Cellular responses to PFOS and PFOA in rainbow trout cell lines: Implications for aquatic ecotoxicology

Per- and polyfluoroalkyl substances (PFAS), including perfluorooctane sulfonate (PFOS) and perfluorooctanoic acid (PFOA), are highly persistent contaminants of global concern due to their accumulation in aquatic ecosystems and potential to disrupt fish health. Despite extensive environmental detection, mechanistic understanding of their cellular impacts in ecologically relevant models remains limited.

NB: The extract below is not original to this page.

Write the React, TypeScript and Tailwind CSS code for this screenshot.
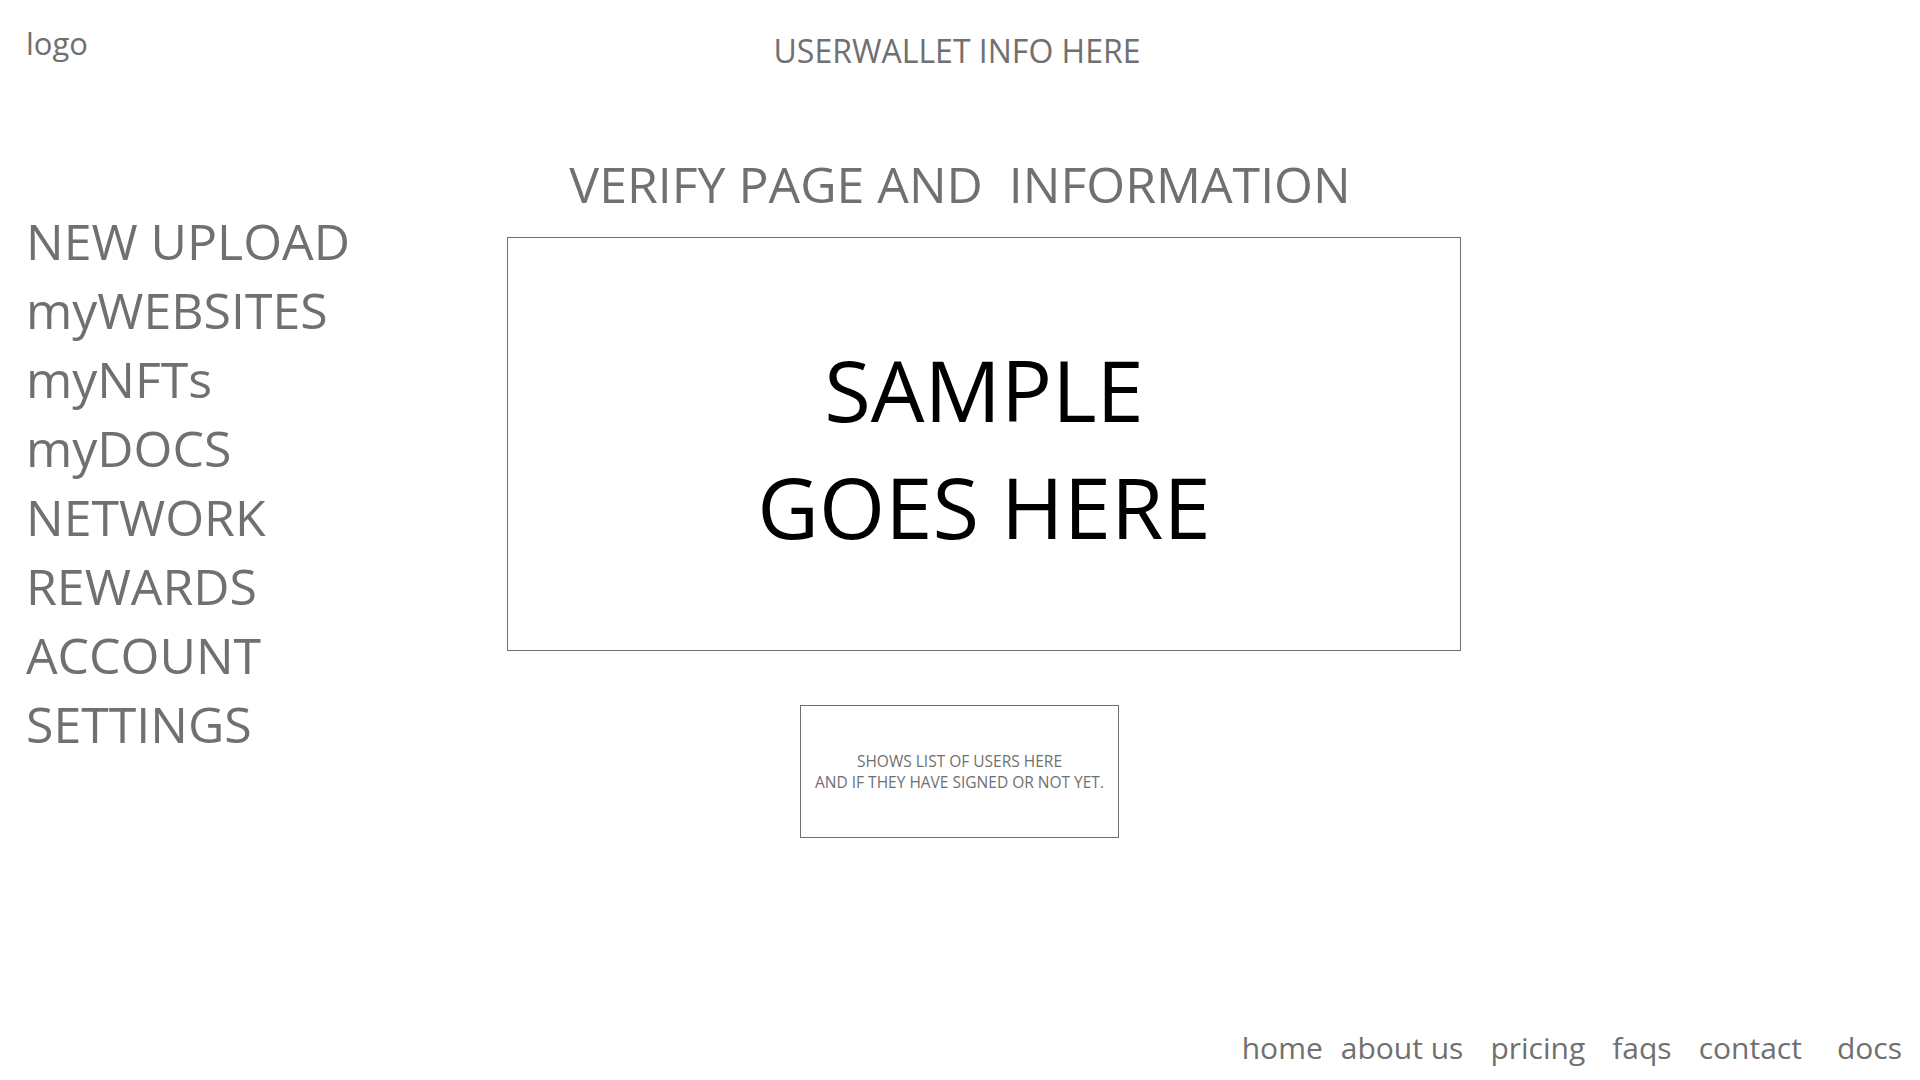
const navItems = [
  "NEW UPLOAD",
  "myWEBSITES",
  "myNFTs",
  "myDOCS",
  "NETWORK",
  "REWARDS",
  "ACCOUNT",
  "SETTINGS",
];

const footerLinks = [
  { label: "home", cls: "" },
  { label: "about us", cls: "ml-[18px]" },
  { label: "pricing", cls: "ml-[27px]" },
  { label: "faqs", cls: "ml-[27px]" },
  { label: "contact", cls: "ml-[27px]" },
  { label: "docs", cls: "ml-[35px]" },
];

const App = () => {
  return (
    <div className="w-[1920px] h-[1080px] flex flex-col bg-white text-[#707070] font-['Open_Sans',sans-serif] overflow-hidden">
      {/* top bar */}
      <header className="h-[162px] grid grid-cols-[1fr_auto_1fr] items-start">
        <div className="pl-[26px] pt-[28px] text-[31px] leading-none">logo</div>
        <div className="mr-[6px] pt-[35px] text-[32px] leading-none">USERWALLET INFO HERE</div>
        <div />
      </header>

      <div className="flex-1 flex items-start">
        {/* sidebar */}
        <nav className="w-[507px] shrink-0 pl-[26px] pt-[45px] flex flex-col">
          {navItems.map((item) => (
            <a key={item} href="#" className="text-[50px] leading-[69px]">
              {item}
            </a>
          ))}
        </nav>

        {/* verify content */}
        <main className="w-[954px] flex flex-col">
          <h1 className="-mt-[3px] pr-[48px] text-center text-[50px] leading-none whitespace-pre">
            VERIFY PAGE AND  INFORMATION
          </h1>

          <div className="mt-[28px] h-[414px] border border-[#6e6e6e] flex flex-col items-center justify-center pt-[7px] text-black text-[85px] leading-[117px]">
            <span>SAMPLE</span>
            <span>GOES HERE</span>
          </div>

          <div className="mt-[54px] ml-[293px] w-[319px] h-[133px] border border-[#6e6e6e] flex flex-col items-center justify-center text-[15.5px] leading-[21px]">
            <span>SHOWS LIST OF USERS HERE</span>
            <span>AND IF THEY HAVE SIGNED OR NOT YET.</span>
          </div>
        </main>
      </div>

      <footer className="flex justify-end pr-[18px] pb-[17px] text-[30px] leading-none">
        {footerLinks.map((link) => (
          <a key={link.label} href="#" className={link.cls}>
            {link.label}
          </a>
        ))}
      </footer>
    </div>
  );
};

export default App;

Here, we investigated cytotoxic and oxidative stress responses to PFOS and PFOA in two rainbow trout (Oncorhynchus mykiss) cell lines: RTg-2 (gonadal) and RTgill-W1 (gill epithelial), representing sensitive reproductive and respiratory tissues. A 24-h exposure to increasing concentrations (0–30 mg/L) significantly reduced cell viability, elevated reactive oxygen species (ROS), and disrupted antioxidant defenses. While superoxide dismutase (SOD), catalase (CAT), and glutathione reductase (GR) were upregulated, glutathione peroxidase (GPx) and glutathione-S-transferase (GST) were suppressed, coinciding with glutathione (GSH) depletion and lipid peroxidation. Apoptosis was triggered through both intrinsic and extrinsic pathways, as shown by activation of caspase-3, -8, and -9. Importantly, PFOS and PFOA also stimulated mitogen-activated protein kinase (MAPK) signaling, with phosphorylation of ERK and p38, linking oxidative stress to downstream cell death signaling. By integrating oxidative, apoptotic, and signaling endpoints, this study provides novel mechanistic evidence of how PFOS and PFOA compromise vital fish cell types, highlighting their ecological hazard and reinforcing concerns over their persistence in aquatic environments.